Interpret the p-value

Step 8: Interpret the p-value.

Our p-value is roughly 0.33 (Figure 3). This means that roughly one out of every three permuted data sets in which the association between mating treatment and egg number was randomly associated, generate a difference in means as or more extreme than the one we observed.

Therefore, we fail to reject the null hypothesis, as we do not have enough evidence to support the alternative hypothesis that the number of eggs hatched differs between preferred and non-preferred matings.

A write up

Step 9: Write up the results. The final step is to write-up our results:

In this study, we tested whether the number of hatched eggs differed between wood frogs that mated with preferred versus non-preferred females.

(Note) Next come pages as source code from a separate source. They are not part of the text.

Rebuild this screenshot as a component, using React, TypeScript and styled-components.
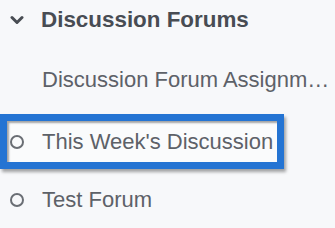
import styled, { createGlobalStyle } from "styled-components";

const GlobalStyle = createGlobalStyle`
  html, body {
    margin: 0;
    padding: 0;
    background-color: #f7f8fa;
    font-family: "Liberation Sans", Arial, sans-serif;
  }
`;

const Nav = styled.nav`
  width: 335px;
  height: 228px;
  overflow: hidden;
  background-color: #f7f8fa;
`;

const Heading = styled.div`
  display: flex;
  align-items: center;
  gap: 17px;
  height: 40px;
  margin-bottom: 10px;
  padding-left: 10px;
  font-size: 22.4px;
  font-weight: 700;
  color: #484c53;
  white-space: nowrap;
`;

const List = styled.ul`
  list-style: none;
  margin: 0;
  padding: 0;
`;

const Item = styled.li`
  height: 60px;
  display: flex;
  align-items: flex-start;
`;

interface RowProps {
  $focused?: boolean;
}

const Row = styled.a<RowProps>`
  display: flex;
  align-items: center;
  gap: 18px;
  box-sizing: border-box;
  width: ${({ $focused }) => ($focused ? "fit-content" : "100%")};
  height: ${({ $focused }) => ($focused ? "55px" : "60px")};
  margin-top: ${({ $focused }) => ($focused ? "4px" : "0")};
  padding-left: ${({ $focused }) => ($focused ? "3px" : "10px")};
  padding-right: ${({ $focused }) => ($focused ? "4px" : "0")};
  border: ${({ $focused }) => ($focused ? "7px solid #2474d3" : "none")};
  background-color: ${({ $focused }) => ($focused ? "#fafbfc" : "transparent")};
  box-shadow: ${({ $focused }) =>
    $focused
      ? "inset 2px 2px 2px rgba(0,0,0,0.35), 2px 3px 3px rgba(0,0,0,0.35)"
      : "none"};
  color: #5d6168;
  font-size: 22px;
  text-decoration: none;
  white-space: nowrap;
`;

const Label = styled.span<{ $indent?: boolean }>`
  overflow: hidden;
  text-overflow: ellipsis;
  max-width: ${({ $indent }) => ($indent ? "291px" : "none")};
  margin-left: ${({ $indent }) => ($indent ? "32px" : "0")};
`;

const Bullet = styled.span`
  display: inline-block;
  box-sizing: border-box;
  width: 14px;
  height: 14px;
  flex-shrink: 0;
  border: 2px solid #6a6e74;
  border-radius: 50%;
`;

const Chevron = () => (
  <svg width="14" height="10" viewBox="0 0 14 10" aria-hidden="true">
    <path
      d="M2 2.5 L7 7.5 L12 2.5"
      fill="none"
      stroke="#484c53"
      strokeWidth="3"
      strokeLinecap="round"
      strokeLinejoin="round"
    />
  </svg>
);

export default function App() {
  return (
    <>
      <GlobalStyle />
      <Nav>
        <Heading>
          <Chevron />
          <span>Discussion Forums</span>
        </Heading>
        <List>
          <Item>
            <Row href="#">
              <Label $indent>Discussion Forum Assignment</Label>
            </Row>
          </Item>
          <Item>
            <Row href="#" $focused>
              <Bullet />
              <Label>This Week's Discussion</Label>
            </Row>
          </Item>
          <Item>
            <Row href="#">
              <Bullet />
              <Label>Test Forum</Label>
            </Row>
          </Item>
        </List>
      </Nav>
    </>
  );
}
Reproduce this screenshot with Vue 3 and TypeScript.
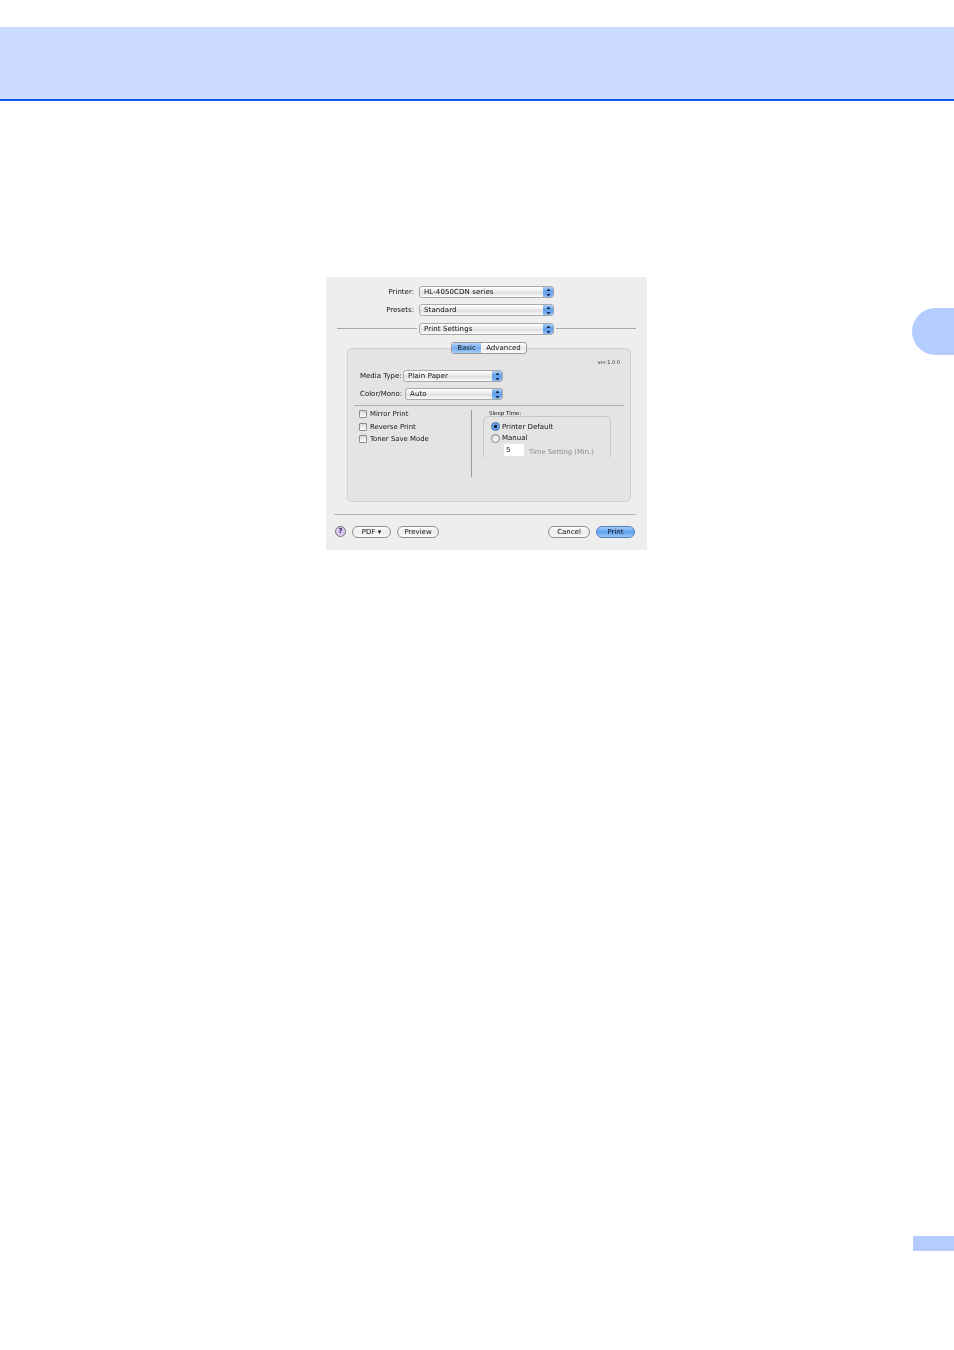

Using a permutation test, we evaluated the null hypothesis that the number of eggs hatched does not differ between these two groups.

On average, frogs that mated with their preferred partner hatched 345.11 eggs, while those that mated with their non-preferred partner hatched 413.93 eggs. The observed difference in the number of eggs hatched between the two groups was -68.82 eggs.

To assess the significance of this observed difference, we generated a null distribution of the differences in egg counts by permuting the treatment labels (preferred vs. non-preferred). After running 5,000 permutations, we calculated a two-tailed p-value of 0.2828. This indicates that in a world where there is no true association between mating treatment and the number of eggs hatched, we would expect to see a difference as extreme as the observed one in about one in three cases due to random chance alone. We therefore fail to reject the null hypothesis. This suggests that there is insufficient evidence to support the claim that the number of hatched eggs is influenced by whether the male mated with a preferred or non-preferred female.